Spectral statistics and localization properties of a $C_3$-symmetric billiard

TL;DR

This paper investigates the spectral statistics and eigenstate localization of a C3-symmetric billiard, revealing GOE-GUE correspondence and quantum ergodicity onset through high-precision eigenvalue computations and entropy analysis.

Contribution

It introduces a high-precision eigenvalue computation method for symmetry subspaces, improving spectral analysis and confirming quantum ergodicity in a C3-symmetric billiard.

Findings

Clear GOE-GUE spectral correspondence observed.

Long-range spectral correlations are now well-resolved.

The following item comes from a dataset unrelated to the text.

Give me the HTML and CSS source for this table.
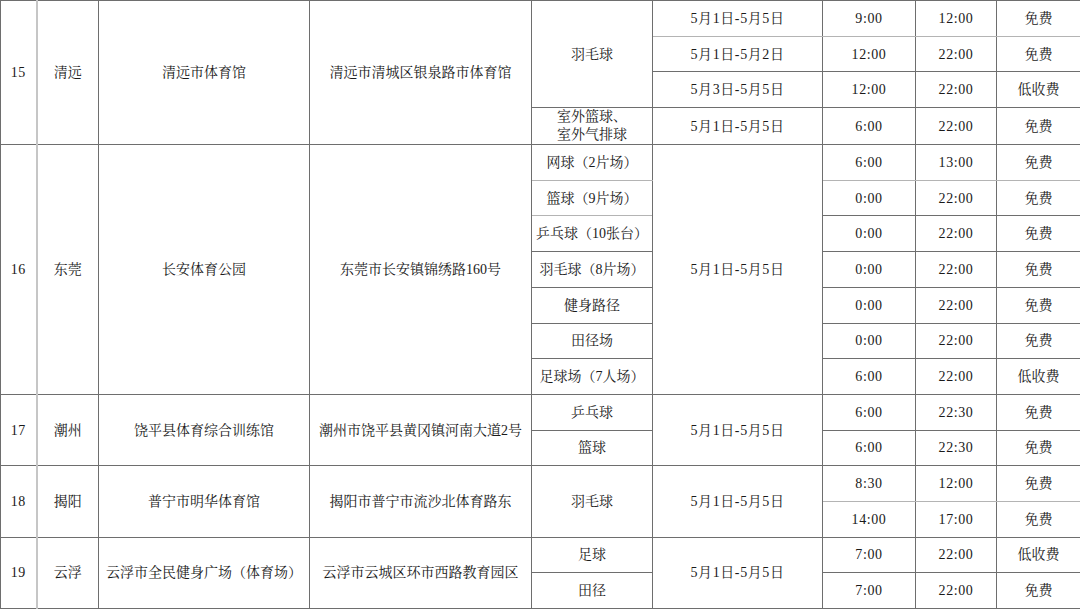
FILE: index.html
```html
<!DOCTYPE html>
<html lang="zh-CN">
<head>
<meta charset="utf-8">
<link rel="stylesheet" href="styles.css">
</head>
<body>
<table class="sched">
<colgroup>
<col class="c-no"><col class="c-city"><col class="c-venue"><col class="c-addr"><col class="c-sport"><col class="c-date"><col class="c-start"><col class="c-end"><col class="c-fee">
</colgroup>
<tbody>
<tr><td rowspan="4" class="num">15</td><td rowspan="4" class="city">清远</td><td rowspan="4">清远市体育馆</td><td rowspan="4">清远市清城区银泉路市体育馆</td><td rowspan="3">羽毛球</td><td class="num soft-b">5月1日-5月5日</td><td class="num soft-b">9:00</td><td class="num soft-b">12:00</td><td class="soft-b">免费</td></tr>
<tr><td class="num">5月1日-5月2日</td><td class="num">12:00</td><td class="num">22:00</td><td>免费</td></tr>
<tr><td class="num">5月3日-5月5日</td><td class="num">12:00</td><td class="num">22:00</td><td>低收费</td></tr>
<tr><td class="two">室外篮球、<br>室外气排球</td><td class="num">5月1日-5月5日</td><td class="num">6:00</td><td class="num">22:00</td><td>免费</td></tr>

<tr><td rowspan="7" class="num">16</td><td rowspan="7" class="city">东莞</td><td rowspan="7">长安体育公园</td><td rowspan="7">东莞市长安镇锦绣路160号</td><td class="soft-b">网球（2片场）</td><td rowspan="7" class="num">5月1日-5月5日</td><td class="num soft-b">6:00</td><td class="num soft-b">13:00</td><td class="soft-b">免费</td></tr>
<tr><td class="soft-b">篮球（9片场）</td><td class="num">0:00</td><td class="num">22:00</td><td>免费</td></tr>
<tr><td>乒乓球（10张台）</td><td class="num">0:00</td><td class="num">22:00</td><td>免费</td></tr>
<tr><td>羽毛球（8片场）</td><td class="num">0:00</td><td class="num">22:00</td><td>免费</td></tr>
<tr><td>健身路径</td><td class="num">0:00</td><td class="num">22:00</td><td>免费</td></tr>
<tr><td>田径场</td><td class="num">0:00</td><td class="num">22:00</td><td>免费</td></tr>
<tr><td>足球场（7人场）</td><td class="num">6:00</td><td class="num">22:00</td><td>低收费</td></tr>

<tr><td rowspan="2" class="num">17</td><td rowspan="2" class="city">潮州</td><td rowspan="2">饶平县体育综合训练馆</td><td rowspan="2">潮州市饶平县黄冈镇河南大道2号</td><td>乒乓球</td><td rowspan="2" class="num">5月1日-5月5日</td><td class="num">6:00</td><td class="num">22:30</td><td>免费</td></tr>
<tr><td>篮球</td><td class="num">6:00</td><td class="num">22:30</td><td>免费</td></tr>

<tr><td rowspan="2" class="num">18</td><td rowspan="2" class="city">揭阳</td><td rowspan="2">普宁市明华体育馆</td><td rowspan="2">揭阳市普宁市流沙北体育路东</td><td rowspan="2">羽毛球</td><td rowspan="2" class="num">5月1日-5月5日</td><td class="num soft-b">8:30</td><td class="num soft-b">12:00</td><td class="soft-b">免费</td></tr>
<tr><td class="num">14:00</td><td class="num">17:00</td><td>免费</td></tr>

<tr><td rowspan="2" class="num">19</td><td rowspan="2" class="city">云浮</td><td rowspan="2">云浮市全民健身广场（体育场）</td><td rowspan="2">云浮市云城区环市西路教育园区</td><td>足球</td><td rowspan="2" class="num">5月1日-5月5日</td><td class="num">7:00</td><td class="num">22:00</td><td>低收费</td></tr>
<tr><td>田径</td><td class="num">7:00</td><td class="num">22:00</td><td>免费</td></tr>
</tbody>
</table>
</body>
</html>
```

FILE: styles.css
```css
html, body {
  margin: 0;
  padding: 0;
  background: #ffffff;
}

.sched {
  width: 1080px;
  border-collapse: collapse;
  table-layout: fixed;
  font-family: "Liberation Serif", "Noto Serif CJK SC", "Noto Sans CJK SC", serif;
  font-size: 14px;
  color: #1a1a1a;
}

.c-no { width: 36px; }
.c-city { width: 62px; }
.c-venue { width: 211px; }
.c-addr { width: 222px; }
.c-sport { width: 121px; }
.c-date { width: 170px; }
.c-start { width: 93px; }
.c-end { width: 81px; }
.c-fee { width: 84px; }

.sched tr {
  height: 35.7px;
}

.sched td {
  border: 1px solid #6e6e6e;
  padding: 0;
  text-align: center;
  vertical-align: middle;
  line-height: 17px;
  white-space: nowrap;
  overflow: hidden;
}

.sched td.num {
  letter-spacing: 0.6px;
}

.sched td.city {
  border-left: 2px solid #c6c6c6;
}

.sched td.soft-b {
  border-bottom: 1px solid #b4b4b4;
}

.sched td.two {
  line-height: 18px;
}
```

Eigenstate localization follows a Beta distribution with energy-dependent variance.

Abstract

We revisit the spectral statistics of the C$_3$--symmetric billiard introduced by Dembowski [Phys. Rev. E, R4516 (2000)], which exhibits both GOE and GUE statistics depending on the symmetry block. Using high--precision Beyn's contour--integral method for the nonlinear Fredholm eigenvalue problem with built-in separation of irreducible subspaces, we compute 2.8x10$^5$ eigenvalues in each symmetry subspace, enabling statistically meaningful comparisons with random matrix theory. The improved spectra reveal clear GOE--GUE correspondence and resolve previously observed deviations in long--range spectral correlations. Furthermore, we analyze phase--space eigenstate localization through the distribution of entropy localization measures, which, for chaotic states follow a Beta distribution whose standard deviation decays as a power--law with energy, consistent with the onset of quantum ergodicity as described by Schnirelman's theorem.